--- Start Material to process ---

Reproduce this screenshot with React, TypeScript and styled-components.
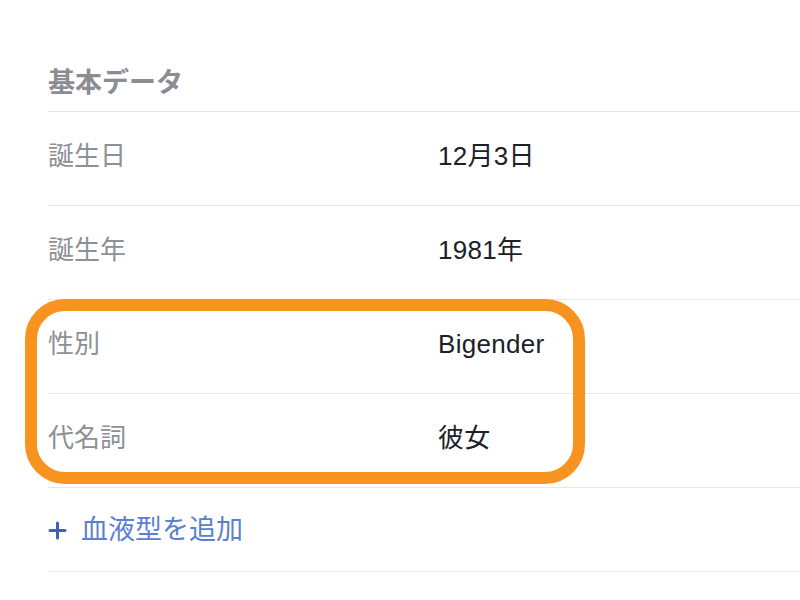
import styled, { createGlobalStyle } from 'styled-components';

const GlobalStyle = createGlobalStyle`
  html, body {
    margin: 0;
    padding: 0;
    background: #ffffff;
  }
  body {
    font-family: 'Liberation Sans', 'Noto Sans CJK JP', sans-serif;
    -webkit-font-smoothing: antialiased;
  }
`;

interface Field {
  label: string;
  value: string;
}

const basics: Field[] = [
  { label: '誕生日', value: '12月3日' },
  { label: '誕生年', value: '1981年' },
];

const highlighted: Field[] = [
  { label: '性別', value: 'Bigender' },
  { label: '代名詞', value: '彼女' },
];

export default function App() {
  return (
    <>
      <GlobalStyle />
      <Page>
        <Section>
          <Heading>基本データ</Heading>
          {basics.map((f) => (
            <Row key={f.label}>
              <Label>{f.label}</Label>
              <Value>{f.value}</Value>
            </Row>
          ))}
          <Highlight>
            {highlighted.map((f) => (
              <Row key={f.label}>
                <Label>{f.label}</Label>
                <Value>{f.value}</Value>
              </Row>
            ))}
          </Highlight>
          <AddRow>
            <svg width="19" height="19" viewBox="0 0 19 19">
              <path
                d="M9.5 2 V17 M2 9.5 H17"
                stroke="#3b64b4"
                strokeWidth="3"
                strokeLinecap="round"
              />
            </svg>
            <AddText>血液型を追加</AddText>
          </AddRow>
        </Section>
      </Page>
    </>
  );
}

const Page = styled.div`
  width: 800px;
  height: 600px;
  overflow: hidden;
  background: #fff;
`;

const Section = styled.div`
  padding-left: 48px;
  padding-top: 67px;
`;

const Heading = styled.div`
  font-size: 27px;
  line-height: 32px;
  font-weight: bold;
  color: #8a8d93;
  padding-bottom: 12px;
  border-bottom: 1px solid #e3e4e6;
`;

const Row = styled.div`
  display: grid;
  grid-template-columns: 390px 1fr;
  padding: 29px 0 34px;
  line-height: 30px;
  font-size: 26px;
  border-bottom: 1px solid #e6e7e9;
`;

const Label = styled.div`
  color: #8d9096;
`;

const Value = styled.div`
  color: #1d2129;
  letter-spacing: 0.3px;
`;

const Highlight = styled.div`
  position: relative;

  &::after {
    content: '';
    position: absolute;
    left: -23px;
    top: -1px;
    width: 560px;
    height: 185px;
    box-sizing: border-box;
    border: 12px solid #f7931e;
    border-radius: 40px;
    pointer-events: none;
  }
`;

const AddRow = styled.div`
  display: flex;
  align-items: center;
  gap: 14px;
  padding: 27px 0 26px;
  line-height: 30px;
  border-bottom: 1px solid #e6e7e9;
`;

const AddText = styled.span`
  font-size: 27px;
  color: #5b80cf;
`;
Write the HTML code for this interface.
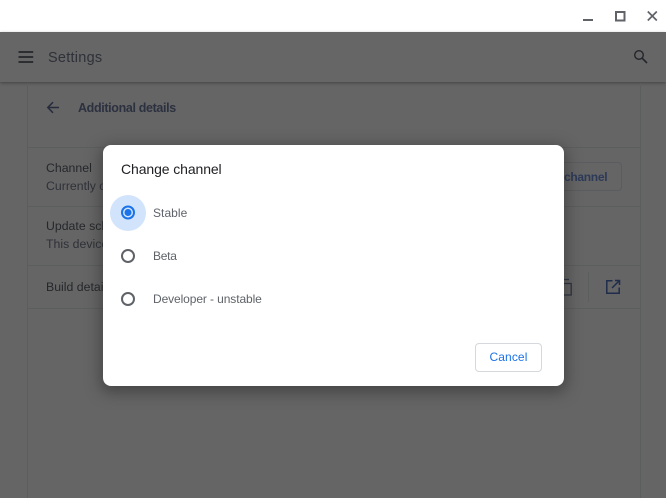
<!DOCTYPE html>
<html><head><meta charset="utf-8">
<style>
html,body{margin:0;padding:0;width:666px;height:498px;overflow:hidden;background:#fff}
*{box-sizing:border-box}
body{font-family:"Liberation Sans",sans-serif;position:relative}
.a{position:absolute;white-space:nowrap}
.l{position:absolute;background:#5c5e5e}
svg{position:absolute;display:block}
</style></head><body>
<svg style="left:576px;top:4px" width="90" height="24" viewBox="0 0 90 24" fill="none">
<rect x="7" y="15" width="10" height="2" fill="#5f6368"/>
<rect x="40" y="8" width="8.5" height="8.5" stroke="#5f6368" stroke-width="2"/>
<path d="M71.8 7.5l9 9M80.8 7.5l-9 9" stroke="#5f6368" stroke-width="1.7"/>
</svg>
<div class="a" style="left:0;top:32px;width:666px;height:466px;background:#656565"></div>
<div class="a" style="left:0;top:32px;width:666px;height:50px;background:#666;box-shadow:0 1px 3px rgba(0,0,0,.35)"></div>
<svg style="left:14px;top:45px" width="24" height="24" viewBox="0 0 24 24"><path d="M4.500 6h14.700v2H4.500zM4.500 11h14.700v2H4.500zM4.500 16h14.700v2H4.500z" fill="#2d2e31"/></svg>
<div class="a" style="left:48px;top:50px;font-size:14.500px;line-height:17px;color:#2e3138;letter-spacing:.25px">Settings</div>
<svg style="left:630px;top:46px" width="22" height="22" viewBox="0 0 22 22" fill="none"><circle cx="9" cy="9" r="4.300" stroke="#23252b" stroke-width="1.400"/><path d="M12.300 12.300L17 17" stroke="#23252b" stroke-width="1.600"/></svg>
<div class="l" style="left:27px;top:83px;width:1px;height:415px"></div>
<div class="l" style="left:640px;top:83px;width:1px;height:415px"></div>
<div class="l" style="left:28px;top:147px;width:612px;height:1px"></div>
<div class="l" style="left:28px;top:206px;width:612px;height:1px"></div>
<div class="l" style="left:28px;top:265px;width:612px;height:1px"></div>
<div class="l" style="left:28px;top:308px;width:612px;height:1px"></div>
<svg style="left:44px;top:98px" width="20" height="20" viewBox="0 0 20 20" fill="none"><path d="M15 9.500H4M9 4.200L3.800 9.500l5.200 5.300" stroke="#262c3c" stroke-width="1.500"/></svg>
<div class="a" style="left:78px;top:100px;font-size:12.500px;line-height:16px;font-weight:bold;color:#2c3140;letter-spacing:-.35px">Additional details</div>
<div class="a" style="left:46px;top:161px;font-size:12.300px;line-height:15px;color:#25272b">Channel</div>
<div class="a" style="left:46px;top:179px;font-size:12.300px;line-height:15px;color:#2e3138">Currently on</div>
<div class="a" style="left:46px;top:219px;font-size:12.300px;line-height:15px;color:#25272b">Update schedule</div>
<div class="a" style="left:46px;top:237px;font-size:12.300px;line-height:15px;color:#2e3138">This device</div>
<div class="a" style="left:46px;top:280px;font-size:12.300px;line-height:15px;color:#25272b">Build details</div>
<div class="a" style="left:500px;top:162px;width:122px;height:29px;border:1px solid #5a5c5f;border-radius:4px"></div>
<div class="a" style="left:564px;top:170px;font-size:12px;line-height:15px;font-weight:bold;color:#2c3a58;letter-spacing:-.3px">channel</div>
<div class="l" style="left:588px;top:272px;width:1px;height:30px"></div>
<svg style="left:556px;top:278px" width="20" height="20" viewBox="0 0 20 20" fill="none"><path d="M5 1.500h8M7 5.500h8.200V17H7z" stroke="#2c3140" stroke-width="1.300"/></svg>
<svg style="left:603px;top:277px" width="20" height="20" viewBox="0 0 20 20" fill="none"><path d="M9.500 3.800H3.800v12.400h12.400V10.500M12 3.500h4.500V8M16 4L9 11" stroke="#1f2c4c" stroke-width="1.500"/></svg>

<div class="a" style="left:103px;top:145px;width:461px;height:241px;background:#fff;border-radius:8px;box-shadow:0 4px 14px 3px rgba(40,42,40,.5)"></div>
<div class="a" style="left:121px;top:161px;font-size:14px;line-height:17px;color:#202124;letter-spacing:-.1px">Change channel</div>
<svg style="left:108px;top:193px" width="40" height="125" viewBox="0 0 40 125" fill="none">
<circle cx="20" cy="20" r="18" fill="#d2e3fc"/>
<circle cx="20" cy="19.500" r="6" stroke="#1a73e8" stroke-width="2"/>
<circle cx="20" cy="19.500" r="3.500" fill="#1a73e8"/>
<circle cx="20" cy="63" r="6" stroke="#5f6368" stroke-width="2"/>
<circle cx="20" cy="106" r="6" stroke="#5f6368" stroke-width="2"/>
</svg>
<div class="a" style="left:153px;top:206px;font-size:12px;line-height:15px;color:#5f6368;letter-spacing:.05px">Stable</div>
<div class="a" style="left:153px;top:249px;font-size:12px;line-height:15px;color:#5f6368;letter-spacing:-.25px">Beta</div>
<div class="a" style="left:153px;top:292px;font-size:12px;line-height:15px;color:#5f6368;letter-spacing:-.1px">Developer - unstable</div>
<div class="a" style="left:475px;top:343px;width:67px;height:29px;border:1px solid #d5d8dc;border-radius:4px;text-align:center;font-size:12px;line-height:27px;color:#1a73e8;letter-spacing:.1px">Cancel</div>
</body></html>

--- End Material to process ---

## Set exercise
Wherever the string "styled" appears in the entries above, list that line.

## Result for this exercise
Reproduce this screenshot with React, TypeScript and styled-components.
import styled, { createGlobalStyle } from 'styled-components';
const Page = styled.div`
const Section = styled.div`
const Heading = styled.div`
const Row = styled.div`
const Label = styled.div`
const Value = styled.div`
const Highlight = styled.div`
const AddRow = styled.div`
const AddText = styled.span`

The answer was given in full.